A chemical critical to brain health showed surprising results in a new study.
A recent breakthrough neuroimaging study offers new hope for more effectively addressing the neurological deterioration underlying age-related cognitive loss, pre-dementia, and dementia, as well as other conditions. Researchers from McGill University showed, for the first time in humans, that the brain’s chemical system, which produces the key modulatory neurotransmitter acetylcholine (ACh), can be upregulated by a specific form of online brain training.
In the early 2000s, the drop in forebrain-wide production of ACh was thought to be a principal cause of a brain’s progression to dementia. In the 1970s, physiological psychologists first demonstrated that ACh played a critical role in cortical plasticity processes underlying learning and memory. Researchers in my laboratory—and soon thereafter, in other laboratories—documented its specific role as a crucial enabler of brain-health-sustaining plasticity.
In parallel, medical scientists documented the devastating consequences of shutting down ACh expression by using chemicals that blocked ACh receptors in neurons, “supporting cells” in the cerebral cortex, in subcortical areas, and in the spinal cord. Human subjects treated with high doses of ACh receptor blockers were shown to be functionally akin to individuals with advanced dementia.
The release of ACh increases electrical excitability for inputs feeding the attentionally engaged brain machinery. Brain plasticity (learning and memory) is critically dependent on ACh release.
The INHANCE study that recently reported this ground-breaking rejuvenation in ACh production was conducted by a team led by Dr. Etienne de Villers-Sidani. Their trial randomized 92 older adults to an intervention group, which used online (BrainHQ) brain training for ten weeks for 30 minutes a day, or to a control group, which spent an equal amount of time playing casual online games. All participants underwent cognitive batteries and PET imaging that quantitatively documented forebrain ACh expression, before and after training.

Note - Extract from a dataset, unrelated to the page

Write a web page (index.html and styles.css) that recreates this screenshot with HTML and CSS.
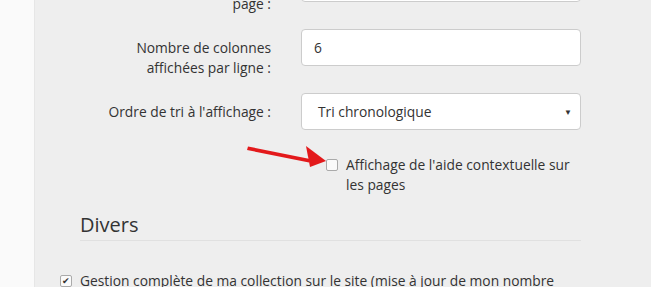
FILE: index.html
```html
<!DOCTYPE html>
<html lang="fr">

<head>
    <meta charset="UTF-8">
    <title>Préférences</title>
    <link rel="stylesheet" href="styles.css">
</head>

<body>
    <div class="page">
        <div class="side"></div>
        <main class="panel">
            <form class="prefs">
                <div class="row">
                    <label class="lbl">Nombre d'éléments affichés par<br>page :</label>
                    <input class="field" type="text" value="20">
                </div>
                <div class="row">
                    <label class="lbl">Nombre de colonnes<br>affichées par ligne :</label>
                    <input class="field" type="text" value="6">
                </div>
                <div class="row">
                    <label class="lbl">Ordre de tri à l'affichage :</label>
                    <div class="select">
                        <span>Tri chronologique</span>
                        <span class="caret">&#9660;</span>
                    </div>
                </div>
                <div class="row">
                    <span></span>
                    <label class="check">
                        <span class="box"></span>
                        <span>Affichage de l'aide contextuelle sur les pages</span>
                    </label>
                </div>

                <svg class="arrow" width="90" height="30" viewBox="0 0 90 30">
                    <path d="M2 2.5 L64 15 L63 18.5 L1 6 Z" fill="#e3191b" />
                    <path d="M60 2 L80 17 L64 23 Z" fill="#e3191b" />
                </svg>
            </form>

            <h2 class="legend">Divers</h2>

            <label class="check wide">
                <span class="box on">&#10004;</span>
                <span>Gestion complète de ma collection sur le site (mise à jour de mon nombre d'exemplaires)</span>
            </label>
        </main>
    </div>
</body>

</html>
```

FILE: styles.css
```css
body {
    margin: 0;
    background: #fff;
    font-family: "Open Sans", "Noto Sans", sans-serif;
    font-size: 13.8px;
    line-height: 20px;
    color: #333;
    overflow: hidden;
}

.page {
    display: flex;
    height: 287px;
}

.side {
    width: 34px;
    border-right: 1px solid #e6e6e6;
    background: #fafafa;
}

.panel {
    flex: 1;
    background: #eee;
}

.prefs {
    position: relative;
    display: flex;
    flex-direction: column;
    gap: 15px;
    margin-top: -35px;
}

.row {
    display: grid;
    grid-template-columns: 236px 280px;
    column-gap: 30px;
    align-items: start;
}

.lbl {
    text-align: right;
    padding-top: 9px;
}

.field,
.select {
    box-sizing: border-box;
    height: 37px;
    border: 1px solid #ccc;
    border-radius: 4px;
    background: #fff;
    font: inherit;
    color: #333;
    padding: 0 12px;
}

.select {
    display: flex;
    align-items: center;
    justify-content: space-between;
    padding: 0 8px 0 16px;
}

.caret {
    font-size: 8px;
    color: #333;
}

.check {
    display: flex;
    gap: 8px;
    align-items: flex-start;
}

.prefs .check {
    padding-left: 25px;
    margin-top: 10px;
}

.box {
    box-sizing: border-box;
    flex: none;
    width: 12px;
    height: 12px;
    margin-top: 4px;
    border: 1px solid #aaa;
    border-radius: 2px;
    background: #fafafa;
    font-size: 9px;
    line-height: 10px;
    text-align: center;
    color: #333;
}

.arrow {
    position: absolute;
    left: 211px;
    top: 179px;
}

.legend {
    margin: 17px 0 0 45px;
    width: 501px;
    padding-bottom: 2px;
    border-bottom: 1px solid #e0e0e0;
    font-size: 20px;
    font-weight: 400;
    line-height: 26px;
}

.wide {
    margin: 30px 0 0 25px;
    width: 540px;
}
```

The intervention group showed a significant (and substantial) upregulation in ACh production compared to the attentionally demanding casual games, which had no effect. The upregulation in ACh expression in the experimental group was approximately equal to the typical age-associated downregulation of ACh recorded across an average decade of an older adult.
This finding confirms and advances what we had earlier shown in animal models in my laboratory at UCSF. It’s no accident that this class of exercises has demonstrated cognitive benefits across scores of studies in older adults (in attention, processing speed, episodic and non-declarative memory, learning rate, etc.).
It’s also important to emphasize that the study showed that the form of “brain exercise” adopted by most older individuals—casual games—has no general, neurologically significant, rejuvenating value.
This landmark study opens several important therapeutic windows. First, it indicates that we can potentially use specific behavioral performance indices to monitor the status of key brain chemical systems, on the path to more completely and more intelligently managing the organic brain health in older populations. Second, it bears important implications for the genesis and treatment of depression across populations.
While more work needs to be done, this breakthrough study strikes me as a turning point in how we approach many cognitive conditions.